> [STATED EXERCISE]
Reproduce every entry below precisely; do not include the pictures.

[Records with interface code]

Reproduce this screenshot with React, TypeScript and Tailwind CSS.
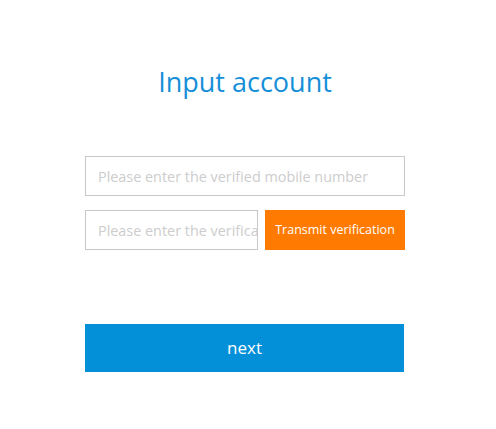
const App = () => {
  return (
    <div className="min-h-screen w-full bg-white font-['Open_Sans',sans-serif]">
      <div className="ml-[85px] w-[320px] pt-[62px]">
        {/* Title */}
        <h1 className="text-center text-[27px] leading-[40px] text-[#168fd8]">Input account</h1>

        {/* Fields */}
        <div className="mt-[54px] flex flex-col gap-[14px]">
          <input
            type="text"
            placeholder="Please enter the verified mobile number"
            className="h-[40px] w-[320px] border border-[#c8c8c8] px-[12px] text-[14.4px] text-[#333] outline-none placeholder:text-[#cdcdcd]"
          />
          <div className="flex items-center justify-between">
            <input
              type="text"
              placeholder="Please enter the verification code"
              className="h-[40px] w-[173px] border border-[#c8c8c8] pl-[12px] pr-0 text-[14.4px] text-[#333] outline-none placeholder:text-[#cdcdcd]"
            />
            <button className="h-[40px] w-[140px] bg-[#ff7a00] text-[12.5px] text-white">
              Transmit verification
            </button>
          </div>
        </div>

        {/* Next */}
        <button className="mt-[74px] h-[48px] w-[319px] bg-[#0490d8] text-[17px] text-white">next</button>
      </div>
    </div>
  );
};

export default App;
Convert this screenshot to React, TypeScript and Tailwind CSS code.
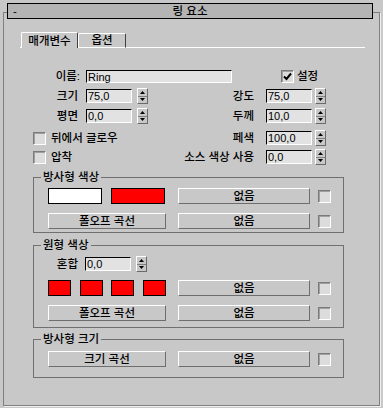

> [EXERCISE RESULT]
Reproduce this screenshot with React, TypeScript and Tailwind CSS.
const App = () => {
  return (
    <div className="min-h-screen w-full bg-white font-['Open_Sans',sans-serif]">
      <div className="ml-[85px] w-[320px] pt-[62px]">
        {/* Title */}
        <h1 className="text-center text-[27px] leading-[40px] text-[#168fd8]">Input account</h1>

        {/* Fields */}
        <div className="mt-[54px] flex flex-col gap-[14px]">
          <input
            type="text"
            placeholder="Please enter the verified mobile number"
            className="h-[40px] w-[320px] border border-[#c8c8c8] px-[12px] text-[14.4px] text-[#333] outline-none placeholder:text-[#cdcdcd]"
          />
          <div className="flex items-center justify-between">
            <input
              type="text"
              placeholder="Please enter the verification code"
              className="h-[40px] w-[173px] border border-[#c8c8c8] pl-[12px] pr-0 text-[14.4px] text-[#333] outline-none placeholder:text-[#cdcdcd]"
            />
            <button className="h-[40px] w-[140px] bg-[#ff7a00] text-[12.5px] text-white">
              Transmit verification
            </button>
          </div>
        </div>

        {/* Next */}
        <button className="mt-[74px] h-[48px] w-[319px] bg-[#0490d8] text-[17px] text-white">next</button>
      </div>
    </div>
  );
};

export default App;
Convert this screenshot to React, TypeScript and Tailwind CSS code.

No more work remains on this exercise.